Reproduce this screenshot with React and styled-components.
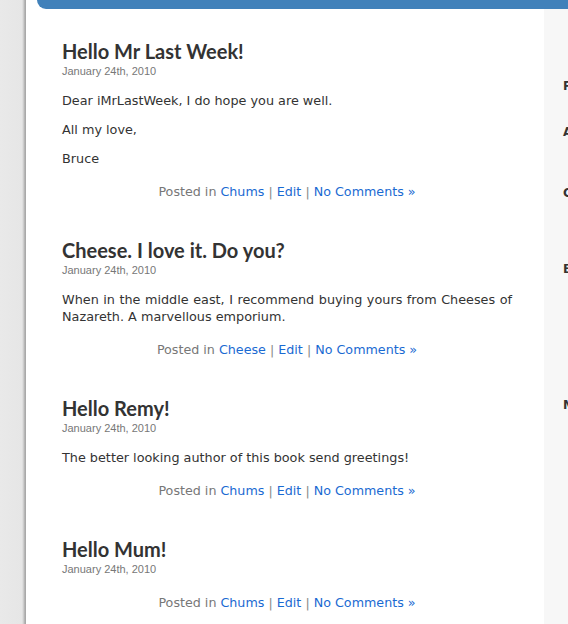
import styled, { createGlobalStyle } from "styled-components";

const GlobalStyle = createGlobalStyle`
  html, body {
    margin: 0;
    padding: 0;
    overflow: hidden;
    background: #e8e8e8;
  }
`;

const posts = [
  {
    title: "Hello Mr Last Week!",
    date: "January 24th, 2010",
    body: ["Dear iMrLastWeek, I do hope you are well.", "All my love,", "Bruce"],
    category: "Chums",
  },
  {
    title: "Cheese. I love it. Do you?",
    date: "January 24th, 2010",
    body: [
      "When in the middle east, I recommend buying yours from Cheeses of Nazareth. A marvellous emporium.",
    ],
    category: "Cheese",
  },
  {
    title: "Hello Remy!",
    date: "January 24th, 2010",
    body: ["The better looking author of this book send greetings!"],
    category: "Chums",
  },
  {
    title: "Hello Mum!",
    date: "January 24th, 2010",
    body: [],
    category: "Chums",
  },
];

const sidebar = [
  { heading: "Pages", items: ["About"] },
  { heading: "Archives", items: ["February 2010", "January 2010"] },
  { heading: "Categories", items: ["Cheese", "Chums", "Uncategorized"] },
  {
    heading: "Blogroll",
    items: [
      "Development Blog",
      "Documentation",
      "Plugins",
      "Suggest Ideas",
      "Support Forum",
      "Themes",
      "WordPress Planet",
    ],
  },
  { heading: "Meta", items: ["Log in", "Entries RSS", "Comments RSS"] },
];

const App = () => {
  return (
    <>
      <GlobalStyle />
      <Page>
        <Gutter />
        <Wrapper>
          <HeaderBar />
          <Columns>
            <Content>
              {posts.map((post) => (
                <Post key={post.title}>
                  <Title>{post.title}</Title>
                  <PostDate>{post.date}</PostDate>
                  <Entry>
                    {post.body.map((line) => (
                      <p key={line}>{line}</p>
                    ))}
                  </Entry>
                  <PostMeta $bare={post.body.length === 0}>
                    Posted in <a href="#">{post.category}</a> <Sep>|</Sep>{" "}
                    <a href="#">Edit</a> <Sep>|</Sep>{" "}
                    <a href="#">No Comments »</a>
                  </PostMeta>
                </Post>
              ))}
            </Content>
            <Sidebar>
              {sidebar.map((section) => (
                <Section key={section.heading}>
                  <SideHeading>{section.heading}</SideHeading>
                  <SideList>
                    {section.items.map((item) => (
                      <li key={item}>{item}</li>
                    ))}
                  </SideList>
                </Section>
              ))}
            </Sidebar>
          </Columns>
        </Wrapper>
      </Page>
    </>
  );
};

const Page = styled.div`
  display: flex;
  width: 800px;
  min-height: 624px;
`;

const Gutter = styled.div`
  width: 26px;
  flex-shrink: 0;
  background: linear-gradient(
    to right,
    #e9e9e9 0px,
    #e6e6e6 22px,
    #d6d6d6 23px,
    #c4c4c4 24px,
    #a9a9a9 25px
  );
`;

const Wrapper = styled.div`
  flex: 1;
  display: flex;
  flex-direction: column;
  background: #fff;
`;

const HeaderBar = styled.div`
  height: 9px;
  margin-left: 11px;
  background: #4181ba;
  border-bottom-left-radius: 9px;
`;

const Columns = styled.div`
  display: flex;
  flex: 1;
`;

const Content = styled.div`
  width: 450px;
  flex-shrink: 0;
  padding: 30px 32px 0 36px;
  background: #fff;
`;

const Post = styled.div`
  margin-bottom: 38px;
`;

const Title = styled.h2`
  margin: 0;
  font-family: "Lato", "DejaVu Sans", sans-serif;
  font-weight: 700;
  font-size: 20px;
  line-height: 24px;
  color: #333;
`;

const PostDate = styled.div`
  padding-top: 1px;
  font-family: "Liberation Sans", Arial, sans-serif;
  font-size: 11px;
  line-height: 14px;
  color: #777;
`;

const Entry = styled.div`
  margin-top: 14px;
  font-family: "DejaVu Sans", Verdana, sans-serif;
  font-size: 12.8px;
  line-height: 17px;
  color: #333;
  text-align: justify;

  p {
    margin: 0 0 12px;
  }
`;

const PostMeta = styled.div`
  margin-top: ${(p) => (p.$bare ? "18px" : "16px")};
  font-family: "DejaVu Sans", Verdana, sans-serif;
  font-size: 12.7px;
  line-height: 17px;
  color: #777;
  text-align: center;

  a {
    color: #1a6ad2;
    text-decoration: none;
  }
`;

const Sep = styled.span`
  color: #888;
`;

const Sidebar = styled.div`
  flex: 1;
  background: #f7f7f7;
  padding: 69px 0 0 19px;
`;

const Section = styled.div`
  margin-bottom: 15px;
`;

const SideHeading = styled.h3`
  margin: 0;
  font-family: "DejaVu Sans", Verdana, sans-serif;
  font-size: 12px;
  font-weight: 700;
  line-height: 16px;
  color: #333;
`;

const SideList = styled.ul`
  list-style: none;
  margin: 0;
  padding: 0 0 0 22px;

  li {
    font-family: "DejaVu Sans", Verdana, sans-serif;
    font-size: 11px;
    line-height: 15px;
    color: #1a6ad2;
    white-space: nowrap;
  }
`;

export default App;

........

■ Stated problem
Copy all lines of the listing above that contain the string "this".

■ Exercise answer
Reproduce this screenshot with React and styled-components.
    body: ["The better looking author of this book send greetings!"],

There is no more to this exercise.